Put the coffee beans into a small processor or grinder and blitz to form a rough niblike texture. It doesn’t have to be perfect. [However, my grinder is quite bad and left chunks that were simply too large. I removed them and ground them with a mortar and pestle until they were the size of cacao nibs.] Set aside until needed.
In the bowl of a stand mixer fitted with the paddle attachment, beat the butter, sugar, vanilla, and salt on medium speed until pale and creamy, 3 minutes. Pause mixing to scrape down the bottom and side of the bowl. Set the speed to low and tip in the flour. Beat until it has just begun to come together, then beat in the chocolate and beans until well distributed. [You don’t want to overmix, so stop the mixing as soon as you can. Get to the bottom of the bowl with a spatula to make sure no dry ingredients are lurking unmixed.] Tip the dough into the tart pan or lined square tin. Use your fingers [and/or the flat bottom of a glass] to press it into an even layer [and into the flutes around the edges.] Sprinkle with a generous pinch of vanilla bean gray salt and a pinch of sugar.

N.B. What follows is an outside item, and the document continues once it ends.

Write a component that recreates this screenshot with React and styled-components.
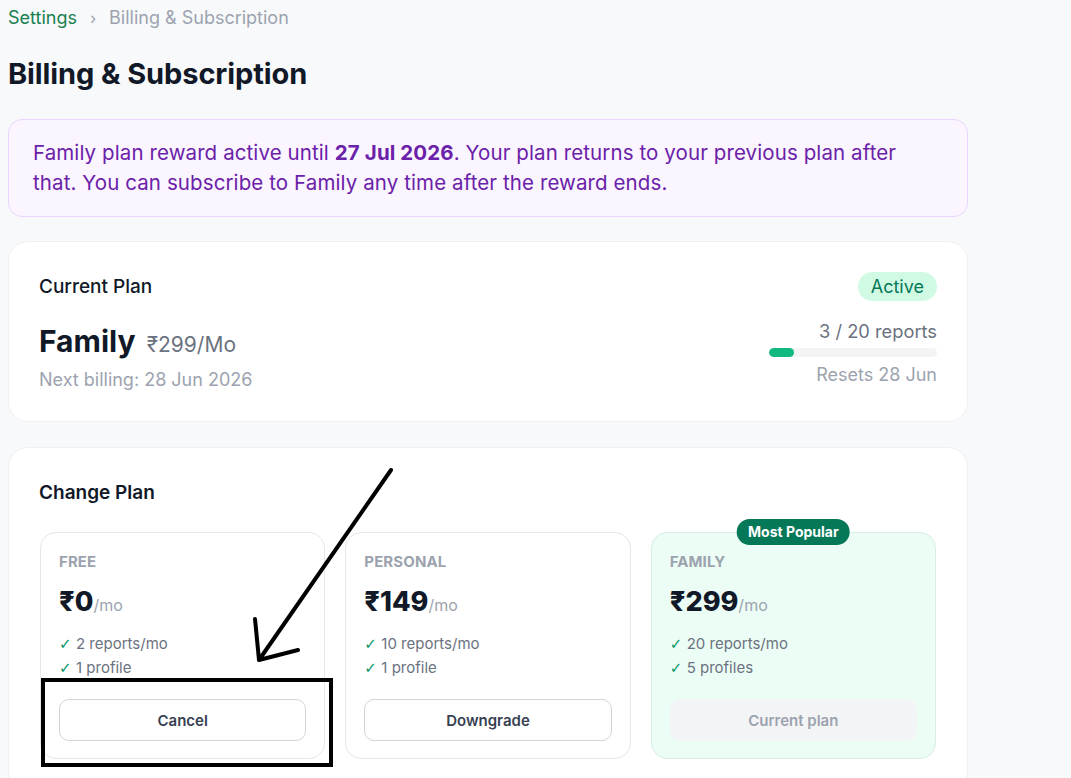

Bake for 25 to 30 minutes until light golden brown. Immediately use a sharp knife to score the top into eight even wedges. Allow the shortbread to cool in the pan completely before lifting it out, snapping or cutting along the scoring lines, and serving.
Vanilla Bean Gray Salt
1 cup (190 g) gray salt
1 vanilla bean pod
Put the salt in a bowl. Split open the vanilla bean pod with a sharp knife and scrape out the seeds, stirring them into the salt. Chop the pod into small chunks and toss it in until distributed. Seal and leave overnight to infuse overnight before you use it. It keeps for about six months.